@JRTG Dear Johan,
thank you for bringing this point up.
Actually, there are multiple simulation options for ROS, in addition to Gazebo, each with its strengths, including:
- Carla (with its ROS bridge)
- Unity Robotics
- NVIDIA Omniverse Isaac Sim
My team has extensively used Gazebo and Carla (we also did engine customizations, like adding a VR mode that was presented by WayRay at CES 2019) and evaluated Webots and Isaac Sim.
We also have in-depth knowledge of the Godot Engine: we built an AR rendering engine based on it for WayRay, where we also integrated both ROS1 and ROS2 with it, but we could not release those components to open-source.
At WayRay we also created a more lightweight vehicle simulator based on it (including VR mode), that we could use in situations where the photorealistic rendering of Carla (and Unreal) was not necessary, but could be run on less powerful machines and provided better developer experience (e.g. shorter build & startup times).
When designing a system, one can go in multiple directions:
- The Gazebo team, as you wrote, decided to create a completely modular system, where many modules can be replaced as needed.
- It is also a valid design choice to choose a generic engine like Unreal (for Carla), Unity, or NVIDIA Omniverse, and build the robotics simulation and ROS integration on top of that.
Our main design goals for our solution are as follows:
- We wanted to use the Godot Engine as the base because we know it well, and we think that it is a great development platform (this includes developer UX, authoring tools, runtime performance, and support for many different platforms). Godot also provides carefully selected extension points, e.g. it will be possible to integrate different Physics engines, if/when the need arises, and it already supports most GPU APIs out there.
- We also wanted to build on top of an open-source base, which meant that Unity and Unreal were not an option.
- We also would like it to support different GPUs, not just NVIDIA.
- The solution needs to be lightweight, so it can run on less powerful machines or even on standalone VR headsets, like the Meta Quest series which we also have experience with.
- We are currently targeting the simulation of relatively simple AMRs only (wheeled base + sensors), not a completely generic solution. Of course, if there is interest (and support) from the community, we would be very much interested in extending the scope.

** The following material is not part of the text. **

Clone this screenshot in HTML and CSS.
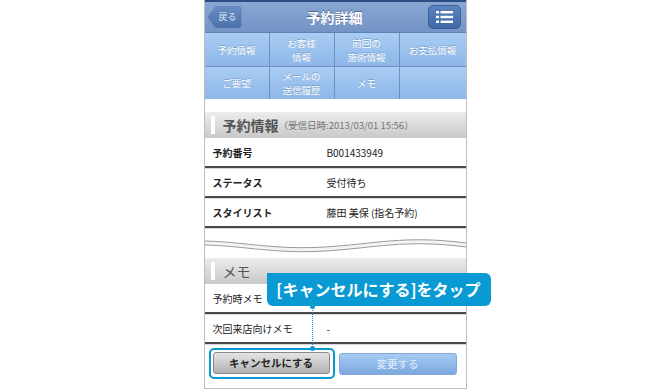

- We are also interested in providing AR and VR experiences e.g. overlaying point-cloud data from a robot on a real or simulated scene.
You also asked, why aren’t we contributing to Gazebo, instead of starting something new.
One of the reasons we are working with the Godot Engine is to leverage the power of its community. We are also Godot contributors with already accepted patches and other contributions under discussion. And with Godot, we can leverage a larger ecosystem, not just in the context of robotics simulation, but also many others that require related technologies like 3D games, AR / VR experiences, …etc.
So we are building on top of an existing system, just not on top of Gazebo.
This reply is already becoming very long, but I would be happy to continue the discussion. I would also be happy to talk to anyone from the community, who is interested in supporting the project.
For example, I think that industry standards like IFC (from Architecture / Construction) and USD (and its related standards like MaterialX) are very important to support natively in our open-source tools. This will enable easy round-trip engineering between architects and robotics engineers to test automation systems in buildings in virtual environments that have not yet been built and provide valuable feedback during the design phase. The IFC side is coming along nicely with BlenderBIM and more recently FreeCAD, but there is still much to do on the USD front.